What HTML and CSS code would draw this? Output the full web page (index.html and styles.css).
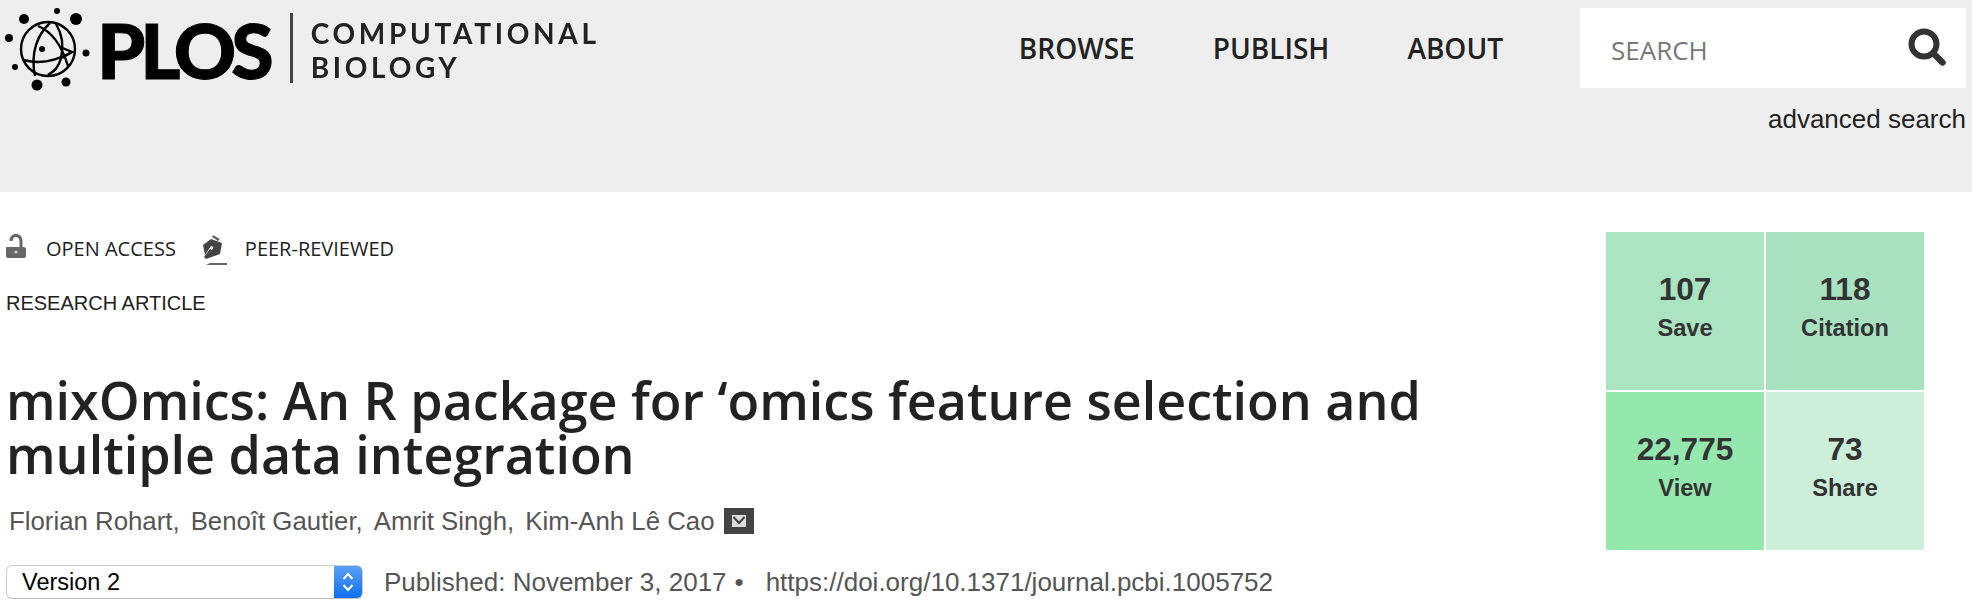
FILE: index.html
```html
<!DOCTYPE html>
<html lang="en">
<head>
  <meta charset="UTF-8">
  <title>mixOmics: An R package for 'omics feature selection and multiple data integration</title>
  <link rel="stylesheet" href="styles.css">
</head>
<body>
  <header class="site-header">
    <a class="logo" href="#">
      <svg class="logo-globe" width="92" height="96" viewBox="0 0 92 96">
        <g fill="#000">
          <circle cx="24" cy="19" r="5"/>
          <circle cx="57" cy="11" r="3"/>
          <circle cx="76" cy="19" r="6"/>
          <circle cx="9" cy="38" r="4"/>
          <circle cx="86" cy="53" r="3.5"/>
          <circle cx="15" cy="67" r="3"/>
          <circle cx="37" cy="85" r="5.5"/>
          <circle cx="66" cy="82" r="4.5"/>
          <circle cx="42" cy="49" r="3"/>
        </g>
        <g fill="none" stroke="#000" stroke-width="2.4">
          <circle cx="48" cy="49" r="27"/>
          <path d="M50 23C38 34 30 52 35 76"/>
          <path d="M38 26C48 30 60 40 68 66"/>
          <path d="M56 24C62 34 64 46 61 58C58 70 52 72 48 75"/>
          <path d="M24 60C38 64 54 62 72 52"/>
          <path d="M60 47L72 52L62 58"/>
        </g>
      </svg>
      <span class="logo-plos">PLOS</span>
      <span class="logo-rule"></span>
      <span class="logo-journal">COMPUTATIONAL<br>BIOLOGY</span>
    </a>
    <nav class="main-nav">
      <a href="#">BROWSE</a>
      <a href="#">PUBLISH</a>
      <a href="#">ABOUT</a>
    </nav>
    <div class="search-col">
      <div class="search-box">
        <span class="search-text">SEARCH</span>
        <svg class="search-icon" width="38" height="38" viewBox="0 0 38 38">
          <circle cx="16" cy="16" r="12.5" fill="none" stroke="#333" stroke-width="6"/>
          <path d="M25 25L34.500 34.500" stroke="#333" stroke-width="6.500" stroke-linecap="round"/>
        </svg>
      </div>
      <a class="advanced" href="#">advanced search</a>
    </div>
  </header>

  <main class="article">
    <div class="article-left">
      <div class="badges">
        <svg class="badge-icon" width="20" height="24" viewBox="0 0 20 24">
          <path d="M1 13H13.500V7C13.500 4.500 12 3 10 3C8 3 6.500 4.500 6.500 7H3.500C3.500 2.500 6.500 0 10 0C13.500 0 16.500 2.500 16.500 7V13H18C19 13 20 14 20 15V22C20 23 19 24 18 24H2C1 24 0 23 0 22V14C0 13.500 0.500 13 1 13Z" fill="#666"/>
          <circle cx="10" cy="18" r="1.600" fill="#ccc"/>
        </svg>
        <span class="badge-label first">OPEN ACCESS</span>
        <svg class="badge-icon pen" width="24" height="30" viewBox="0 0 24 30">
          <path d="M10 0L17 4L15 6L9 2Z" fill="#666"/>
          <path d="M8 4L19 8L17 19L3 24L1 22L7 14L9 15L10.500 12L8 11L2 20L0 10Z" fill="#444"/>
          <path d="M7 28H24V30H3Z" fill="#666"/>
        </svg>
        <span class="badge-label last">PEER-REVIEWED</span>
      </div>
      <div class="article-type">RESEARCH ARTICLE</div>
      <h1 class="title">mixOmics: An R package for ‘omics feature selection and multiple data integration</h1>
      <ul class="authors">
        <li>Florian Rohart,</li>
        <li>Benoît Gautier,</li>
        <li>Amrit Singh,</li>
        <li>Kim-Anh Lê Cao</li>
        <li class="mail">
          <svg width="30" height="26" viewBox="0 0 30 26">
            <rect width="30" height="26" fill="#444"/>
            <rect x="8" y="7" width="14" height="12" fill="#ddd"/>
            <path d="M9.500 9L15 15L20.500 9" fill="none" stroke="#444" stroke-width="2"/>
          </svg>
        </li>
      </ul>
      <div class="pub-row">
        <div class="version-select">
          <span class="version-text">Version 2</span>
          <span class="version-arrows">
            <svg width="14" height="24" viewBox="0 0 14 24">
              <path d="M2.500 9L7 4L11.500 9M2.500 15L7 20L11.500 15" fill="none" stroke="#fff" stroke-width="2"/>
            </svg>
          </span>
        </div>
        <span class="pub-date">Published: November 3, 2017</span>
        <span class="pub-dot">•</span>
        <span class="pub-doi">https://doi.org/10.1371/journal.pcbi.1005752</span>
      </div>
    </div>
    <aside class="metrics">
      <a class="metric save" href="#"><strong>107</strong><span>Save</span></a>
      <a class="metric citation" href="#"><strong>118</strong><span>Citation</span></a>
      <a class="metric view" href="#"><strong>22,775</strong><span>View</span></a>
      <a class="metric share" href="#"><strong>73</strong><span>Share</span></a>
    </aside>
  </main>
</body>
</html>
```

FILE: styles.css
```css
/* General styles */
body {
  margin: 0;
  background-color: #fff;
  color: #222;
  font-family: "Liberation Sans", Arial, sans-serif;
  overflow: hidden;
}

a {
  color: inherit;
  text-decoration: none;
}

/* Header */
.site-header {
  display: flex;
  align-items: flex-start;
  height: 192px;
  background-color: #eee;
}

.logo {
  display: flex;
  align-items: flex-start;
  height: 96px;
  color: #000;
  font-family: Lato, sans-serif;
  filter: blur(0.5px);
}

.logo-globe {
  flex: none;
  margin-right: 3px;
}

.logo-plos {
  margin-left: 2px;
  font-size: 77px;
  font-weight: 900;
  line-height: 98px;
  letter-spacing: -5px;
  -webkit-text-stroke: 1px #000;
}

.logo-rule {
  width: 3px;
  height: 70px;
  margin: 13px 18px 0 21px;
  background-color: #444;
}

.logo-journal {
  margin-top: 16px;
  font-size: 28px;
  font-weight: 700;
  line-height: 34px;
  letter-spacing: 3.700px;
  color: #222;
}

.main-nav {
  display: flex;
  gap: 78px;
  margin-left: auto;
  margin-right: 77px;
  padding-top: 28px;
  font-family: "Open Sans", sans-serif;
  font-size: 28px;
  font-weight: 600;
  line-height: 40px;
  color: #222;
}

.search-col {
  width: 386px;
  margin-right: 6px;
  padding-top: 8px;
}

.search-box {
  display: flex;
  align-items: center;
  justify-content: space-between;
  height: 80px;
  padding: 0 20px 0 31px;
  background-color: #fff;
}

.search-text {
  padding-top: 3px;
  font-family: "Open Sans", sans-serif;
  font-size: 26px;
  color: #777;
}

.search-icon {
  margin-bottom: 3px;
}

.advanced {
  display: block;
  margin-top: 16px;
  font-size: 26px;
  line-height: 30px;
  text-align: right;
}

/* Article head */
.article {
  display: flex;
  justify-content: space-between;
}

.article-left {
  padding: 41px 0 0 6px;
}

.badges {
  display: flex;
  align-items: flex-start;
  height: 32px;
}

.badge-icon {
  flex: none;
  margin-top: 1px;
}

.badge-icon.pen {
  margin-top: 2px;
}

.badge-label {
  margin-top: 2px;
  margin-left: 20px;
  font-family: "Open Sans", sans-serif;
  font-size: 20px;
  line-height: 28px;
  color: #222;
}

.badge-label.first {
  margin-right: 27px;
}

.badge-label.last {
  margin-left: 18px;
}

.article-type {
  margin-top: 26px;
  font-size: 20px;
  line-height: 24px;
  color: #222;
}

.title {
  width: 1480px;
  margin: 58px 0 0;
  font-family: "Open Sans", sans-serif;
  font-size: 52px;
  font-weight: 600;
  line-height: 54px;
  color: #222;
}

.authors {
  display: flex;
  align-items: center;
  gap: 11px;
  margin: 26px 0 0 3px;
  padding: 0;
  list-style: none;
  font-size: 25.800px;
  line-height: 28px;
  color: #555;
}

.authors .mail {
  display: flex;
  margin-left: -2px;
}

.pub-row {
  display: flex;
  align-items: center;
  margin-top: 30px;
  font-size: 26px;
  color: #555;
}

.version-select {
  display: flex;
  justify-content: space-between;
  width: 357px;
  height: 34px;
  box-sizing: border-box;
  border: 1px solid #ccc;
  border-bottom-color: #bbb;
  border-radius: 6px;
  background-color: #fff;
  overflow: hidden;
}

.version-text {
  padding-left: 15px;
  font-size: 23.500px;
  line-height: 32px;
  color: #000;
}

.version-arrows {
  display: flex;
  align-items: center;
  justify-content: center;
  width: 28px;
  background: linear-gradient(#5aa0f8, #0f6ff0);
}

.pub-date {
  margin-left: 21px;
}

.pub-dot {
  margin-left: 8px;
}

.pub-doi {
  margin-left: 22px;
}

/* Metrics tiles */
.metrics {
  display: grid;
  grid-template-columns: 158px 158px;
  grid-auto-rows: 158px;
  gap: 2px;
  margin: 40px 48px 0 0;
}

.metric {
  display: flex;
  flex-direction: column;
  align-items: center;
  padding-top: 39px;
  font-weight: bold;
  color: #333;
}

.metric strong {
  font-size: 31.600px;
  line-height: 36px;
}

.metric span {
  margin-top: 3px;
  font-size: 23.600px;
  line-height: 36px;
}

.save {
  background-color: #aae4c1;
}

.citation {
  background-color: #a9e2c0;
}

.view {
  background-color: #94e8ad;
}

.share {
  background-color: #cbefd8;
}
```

**INSTRUCTIONS FOR THE TASK:** Collect each line containing the string "styles".

**FINISHED EXERCISE:**
What HTML and CSS code would draw this? Output the full web page (index.html and styles.css).
  <link rel="stylesheet" href="styles.css">
FILE: styles.css
/* General styles */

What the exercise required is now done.